Rotational dynamics of immunoglobulin G antibodies anchored in protein A soluble complexes.

The rotational dynamics of rabbit IgG anti-dansyl antibodies anchored in staphylococcal protein A (SpA) soluble complexes were studied by both steady-state and nanosecond fluorescence spectroscopy. To aid in the interpretation of the anisotropy data, the results of recently reported hydrodynamic and electron microscopic studies of IgG-SpA complexes were used to calculate global tumbling times of the various complexes and to estimate the steric hindrance of the antibody Fab segments. The anisotropy decays, fitted to the sum of two exponentials, indicated that the Fab arms of antibodies bound to SpA by their Fc regions exhibit considerable flexibility. For the different IgG-SpA mixtures examined, changes in the IgG preexponential anisotropy weighting factors, fS and fL, and the short rotational correlation time, phi S, were relatively small. On the other hand, the long rotational correlation time, phi L, increased systematically when the percentage of larger IgG-SpA complexes in a mixture was increased. The greatest restriction of Fab flexibility was observed for antibodies anchored in the exceptionally compact IgG4-SpA2 complexes. Available electron microscopic data suggest that increases in phi L correlate with increased steric hindrance of the antibody segments. Both native and hinge-disulfide-cleaved IgG experienced similar percentage increases in phi L when bound in SpA complexes.

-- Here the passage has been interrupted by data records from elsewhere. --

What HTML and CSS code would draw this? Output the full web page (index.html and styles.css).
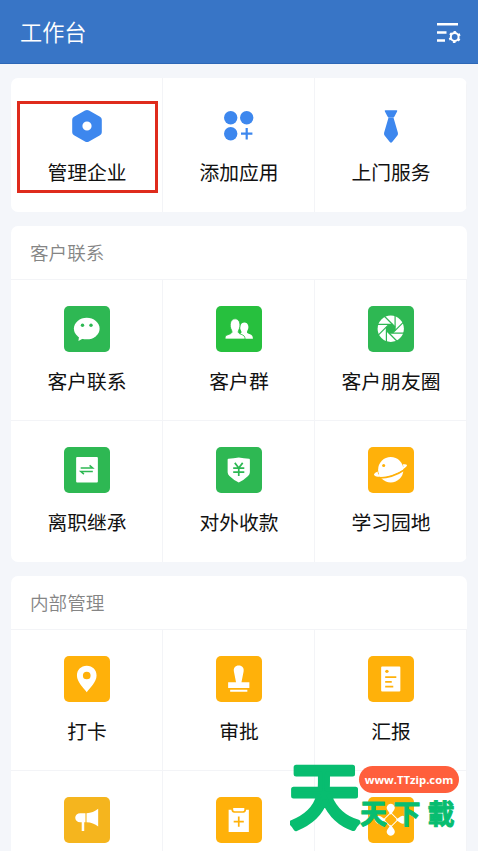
FILE: index.html
```html
<!DOCTYPE html>
<html lang="zh-CN">
<head>
<meta charset="utf-8">
<meta name="viewport" content="width=device-width, initial-scale=1">
<title>工作台</title>
<link rel="stylesheet" href="styles.css">
</head>
<body>
<header class="topbar">
  <h1 class="topbar-title">工作台</h1>
  <svg class="topbar-icon" viewBox="0 0 26 22" fill="none" stroke="#fff">
    <path d="M1 2.200h21M1 10.500h9.500M1 18.500h8" stroke-width="2.500"/>
    <circle cx="18.700" cy="15" r="3.900" stroke-width="2"/>
    <circle cx="18.700" cy="15" r="5" stroke-width="2" stroke-dasharray="2.400 2.836" transform="rotate(-103 18.700 15)"/>
  </svg>
</header>
<main class="content">
  <section class="card shortcuts">
    <div class="grid">
      <a class="cell selected">
        <svg class="glyph" viewBox="0 0 36 36"><path fill="#3d87ee" fill-rule="evenodd" d="M16 2.500Q18 1.500 20 2.500L31 8.700Q32.800 9.800 32.800 11.800V24.200Q32.800 26.200 31 27.300L20 33.500Q18 34.500 16 33.500L5 27.300Q3.200 26.200 3.200 24.200V11.800Q3.200 9.800 5 8.700ZM18 13.400a4.600 4.600 0 1 0 0 9.200a4.600 4.600 0 1 0 0-9.200Z"/></svg>
        <span class="label">管理企业</span>
      </a>
      <a class="cell">
        <svg class="glyph" viewBox="0 0 36 36" fill="#3d87ee"><circle cx="9.700" cy="9.700" r="6.700"/><circle cx="25.700" cy="9.700" r="6.700"/><circle cx="9.700" cy="25.700" r="6.700"/><path d="M25.700 20v11.400M20 25.700h11.400" stroke="#3d87ee" stroke-width="2.200"/></svg>
        <span class="label">添加应用</span>
      </a>
      <a class="cell">
        <svg class="glyph" viewBox="0 0 36 36" fill="#3d87ee"><path d="M12.500 2.200h11q1.200 0 .6 1.400L22 7.400Q21.400 8.500 20.400 9.700h-4.800Q14.600 8.500 14 7.400L11.900 3.600q-.6-1.400.6-1.400ZM15.400 10h5.200l4.300 14.800q.4 1.500-.5 2.600l-5.200 6.700q-1.200 1.300-2.400 0l-5.200-6.700q-.9-1.100-.5-2.600Z"/></svg>
        <span class="label">上门服务</span>
      </a>
    </div>
  </section>

  <section class="card">
    <h2 class="card-title">客户联系</h2>
    <div class="grid">
      <a class="cell">
        <svg class="tile green" viewBox="0 0 45 45"><ellipse cx="22.500" cy="22.300" rx="12.700" ry="10.700" fill="#fff"/><path d="M15 29l-.7 5.500L21 31" fill="#fff"/><circle cx="18.300" cy="19" r="1.700" fill="#2eb853"/><circle cx="26.700" cy="19" r="1.700" fill="#2eb853"/></svg>
        <span class="label">客户联系</span>
      </a>
      <a class="cell">
        <svg class="tile lime" viewBox="0 0 45 45" fill="#fff"><path d="M26 32.500q-.3-3-2.800-4.300c2.100-1.300 2.500-2.200 1.500-4-1.700-3.200-.6-8 3.400-8s5 5 3 8c-1.200 2.200-.3 2.700 2 3.600 2.600 1 3.400 1.900 3.400 4.700Z"/><path d="M9 32.700c0-3.200.6-3.500 4-4.700 2.800-1 3.400-2 2.300-4.200-2.200-3.900-1.600-11.100 3.600-11.100s5.800 7.200 3.600 11.100c-1.100 2.200-.5 3.200 2.300 4.200 2.900 1.100 3.700 1.700 4 4.700Z" stroke="#27c03e" stroke-width=".8"/></svg>
        <span class="label">客户群</span>
      </a>
      <a class="cell">
        <svg class="tile green" viewBox="0 0 45 45"><circle cx="22.500" cy="22.500" r="13" fill="#fff"/><path fill="#2eb853" d="M20.700 18.200h3.600l2.500 2.500v3.600l-2.500 2.500h-3.600l-2.500-2.500v-3.600Z"/><g stroke="#2eb853" stroke-width="1.200"><path d="M26.800 24.300V9"/><path d="M26.800 24.300V9" transform="rotate(45 22.500 22.500)"/><path d="M26.800 24.300V9" transform="rotate(90 22.500 22.500)"/><path d="M26.800 24.300V9" transform="rotate(135 22.500 22.500)"/><path d="M26.800 24.300V9" transform="rotate(180 22.500 22.500)"/><path d="M26.800 24.300V9" transform="rotate(225 22.500 22.500)"/><path d="M26.800 24.300V9" transform="rotate(270 22.500 22.500)"/><path d="M26.800 24.300V9" transform="rotate(315 22.500 22.500)"/></g></svg>
        <span class="label">客户朋友圈</span>
      </a>
      <a class="cell">
        <svg class="tile green" viewBox="0 0 45 45"><rect x="12" y="10" width="21.500" height="25" rx="1" fill="#fff"/><path d="M16.500 20.700h11.800l-3-2.500M28.500 24.300H16.700l3 2.500" fill="none" stroke="#2eb853" stroke-width="1.500"/></svg>
        <span class="label">离职继承</span>
      </a>
      <a class="cell">
        <svg class="tile green" viewBox="0 0 45 45"><path d="M22.500 10.500q5 1.100 10.200 1.100.8 0 .8 1v12.400q0 2-1.800 3.600-3.900 3.800-9.200 6.600-5.300-2.800-9.200-6.600-1.800-1.600-1.800-3.600V12.600q0-1 .8-1 5.200 0 10.200-1.100Z" fill="#fff"/><path d="M18.600 15.700l3.900 5 3.900-5M17 20.900h11M17 24.800h11M22.500 20.700v8" fill="none" stroke="#2eb853" stroke-width="1.700"/></svg>
        <span class="label">对外收款</span>
      </a>
      <a class="cell">
        <svg class="tile amber" viewBox="0 0 45 45"><circle cx="22.500" cy="22.500" r="12.500" fill="#fff"/><path d="M7 30.300Q22 32 37 22" fill="none" stroke="#ffb10a" stroke-width="1.700"/><path d="M9.500 24.200Q6 25.500 5.900 27.200q.2 1.800 4 2.100 10 .2 20-4.600 8.500-4.300 8.700-6.600-.2-1.500-4.100-1l.5 2.500Q28 24.500 21 26.300q-6 1.300-11 .7Z" fill="#fff"/><circle cx="15.500" cy="18.200" r="1.500" fill="#ffb10a"/></svg>
        <span class="label">学习园地</span>
      </a>
    </div>
  </section>

  <section class="card">
    <h2 class="card-title">内部管理</h2>
    <div class="grid">
      <a class="cell">
        <svg class="tile amber" viewBox="0 0 45 45"><path fill="#fff" fill-rule="evenodd" d="M22.500 9.700c5.800 0 9.700 4.200 9.700 9.500 0 6.800-6.600 12-9.700 16.600-3.100-4.600-9.700-9.800-9.700-16.600 0-5.300 3.900-9.500 9.700-9.500ZM22.500 15.500a3.800 3.800 0 1 0 0 7.600a3.800 3.800 0 1 0 0-7.600Z"/></svg>
        <span class="label">打卡</span>
      </a>
      <a class="cell">
        <svg class="tile amber" viewBox="0 0 45 45" fill="#fff"><path d="M22.500 9.500c3.500 0 5.400 2.400 4.800 5.800L25.200 26H33v5.700H12V26h7.800l-2.100-10.700c-.6-3.400 1.300-5.800 4.800-5.800ZM14 33.300h17v2H14Z"/></svg>
        <span class="label">审批</span>
      </a>
      <a class="cell">
        <svg class="tile amber" viewBox="0 0 45 45"><rect x="13" y="10.500" width="19" height="24.500" rx="1" fill="#fff"/><circle cx="18.700" cy="15.200" r="1.700" fill="#ffb10a"/><path d="M17 20.800h11M17 25.500h6.500M17 30.200h8" stroke="#ffb10a" stroke-width="1.700"/></svg>
        <span class="label">汇报</span>
      </a>
      <a class="cell">
        <svg class="tile gold" viewBox="0 0 45 45" fill="#fff"><path d="M16 16h5.200v9H20v8.700h-2.500V25H16a4.900 4.500 0 0 1 0-9ZM22.300 16q6.700-.2 11.500-4.300v17.500Q29 25.200 22.300 25Z"/></svg>
      </a>
      <a class="cell">
        <svg class="tile amber" viewBox="0 0 45 45"><path d="M12.500 12.500h2.700q.3 3 2.800 3h9q2.500 0 2.800-3h2.700V34.500h-20ZM17 10.800h11v1.800q0 1.400-1.400 1.400h-8.200q-1.400 0-1.400-1.400Z" fill="#fff"/><path d="M22.500 19.300v10M17.500 24.300h10" stroke="#ffb10a" stroke-width="1.700"/></svg>
      </a>
      <a class="cell">
        <svg class="tile amber" viewBox="0 0 45 45" fill="#fff"><path d="M22.500 17.500l-3.300-4.700a3.900 3.900 0 1 1 6.600 0Z"/><path d="M22.500 27.500l-3.300 4.700a3.900 3.900 0 1 0 6.600 0Z"/><path d="M17.500 22.500l-4.700-3.300a3.900 3.900 0 1 0 0 6.600Z"/><path d="M27.500 22.500l4.700-3.300a3.900 3.900 0 1 1 0 6.600Z"/><path d="M22.500 15.500l7 7-7 7-7-7Z" fill="none" stroke="#fff"/></svg>
      </a>
    </div>
  </section>
</main>
<aside class="watermark">
  <svg class="mark" viewBox="0 0 172 74">
    <text class="mark-big" x="-1" y="62">天</text>
    <text class="mark-name" x="70 103.500 137.500" y="64">天下載</text>
  </svg>
  <span class="mark-url">www.TTzip.com</span>
</aside>
</body>
</html>
```
FILE: styles.css
```css
*, *::after { box-sizing: border-box; }
html { overflow: hidden; }
body {
  margin: 0;
  height: 851px;
  overflow: hidden;
  position: relative;
  background: #f4f6fa;
  font-family: "Noto Sans CJK SC", sans-serif;
  color: #111;
}
.topbar {
  display: flex;
  align-items: center;
  justify-content: space-between;
  height: 64px;
  padding: 2px 16px 0 20px;
  background: #3875c6;
  border-bottom: 1px solid #2d67b6;
}
.topbar-title {
  margin: 0;
  padding-bottom: 3px;
  font-size: 22.200px;
  line-height: 32px;
  font-weight: 350;
  color: #fff;
}
.topbar-icon { width: 26px; height: 22px; }
.content {
  display: flex;
  flex-direction: column;
  gap: 14px;
  height: 787px;
  overflow: hidden;
  padding: 14px 11px 0;
}
.card {
  width: 456px;
  flex: none;
  background: #fff;
  border-radius: 7px;
  overflow: hidden;
}
.card-title {
  margin: 0;
  height: 54px;
  padding: 0 19px;
  border-bottom: 1px solid #f3f4f7;
  font-size: 18.600px;
  line-height: 51px;
  font-weight: 350;
  color: #858585;
}
.grid {
  display: grid;
  grid-template-columns: repeat(3, 152px);
}
.cell {
  position: relative;
  display: flex;
  flex-direction: column;
  align-items: center;
  gap: 15.500px;
  height: 141px;
  padding: 26.500px 0 0 1px;
  border-right: 1px solid #f3f4f7;
  border-bottom: 1px solid #f3f4f7;
}
.cell:nth-last-child(-n+3) { border-bottom: 0; }
.shortcuts .cell { height: 133.500px; padding-top: 30px; gap: 13.500px; }
.selected::after {
  content: "";
  position: absolute;
  left: 6px;
  top: 23px;
  width: 141px;
  height: 92px;
  border: 3px solid #df2b1c;
}
.glyph { width: 36px; height: 36px; flex: none; }
.tile { width: 45.500px; height: 45.500px; flex: none; border-radius: 5px; }
.green { background: #2eb853; }
.lime { background: #27c03e; }
.amber { background: #ffb10a; }
.gold { background: #f5b51e; }
.label {
  font-size: 19.800px;
  line-height: 28px;
  white-space: nowrap;
}
.watermark {
  position: absolute;
  left: 290px;
  top: 760px;
  width: 172px;
  height: 74px;
}
.mark {
  display: block;
  width: 172px;
  height: 74px;
  fill: #08bd70;
  stroke: #08bd70;
  stroke-linejoin: round;
}
.mark-big {
  font-size: 71px;
  font-weight: 500;
  stroke-width: 5px;
}
.mark-name {
  font-size: 27px;
  font-weight: 700;
  stroke-width: 1px;
}
.mark-url {
  position: absolute;
  left: 69px;
  top: 6px;
  width: 100px;
  height: 27px;
  border-radius: 14px;
  background: #ff5f3c;
  color: #fff;
  font: 700 11.300px/28px "Open Sans", sans-serif;
  text-align: center;
}
```
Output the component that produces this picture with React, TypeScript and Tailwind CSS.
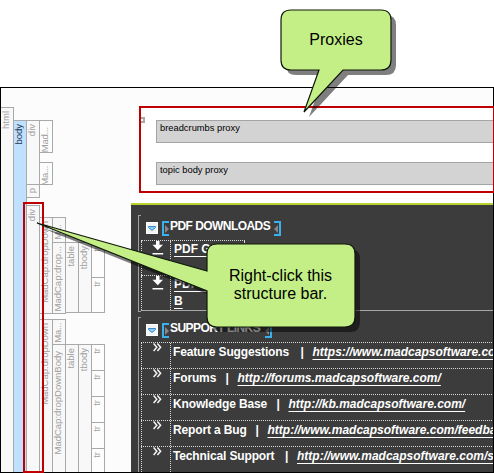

In agreement with our earlier interpretation, the results of this study provide rather striking evidence that phi L mainly represents flexible motions of the Fab segments and not global tumbling: the phi L-values of IgG bound in the various SpA complexes ranged from 101 to 162 nsec, whereas the calculated global tumbling times of the different complexes ranged from about 300 to 3000 nsec.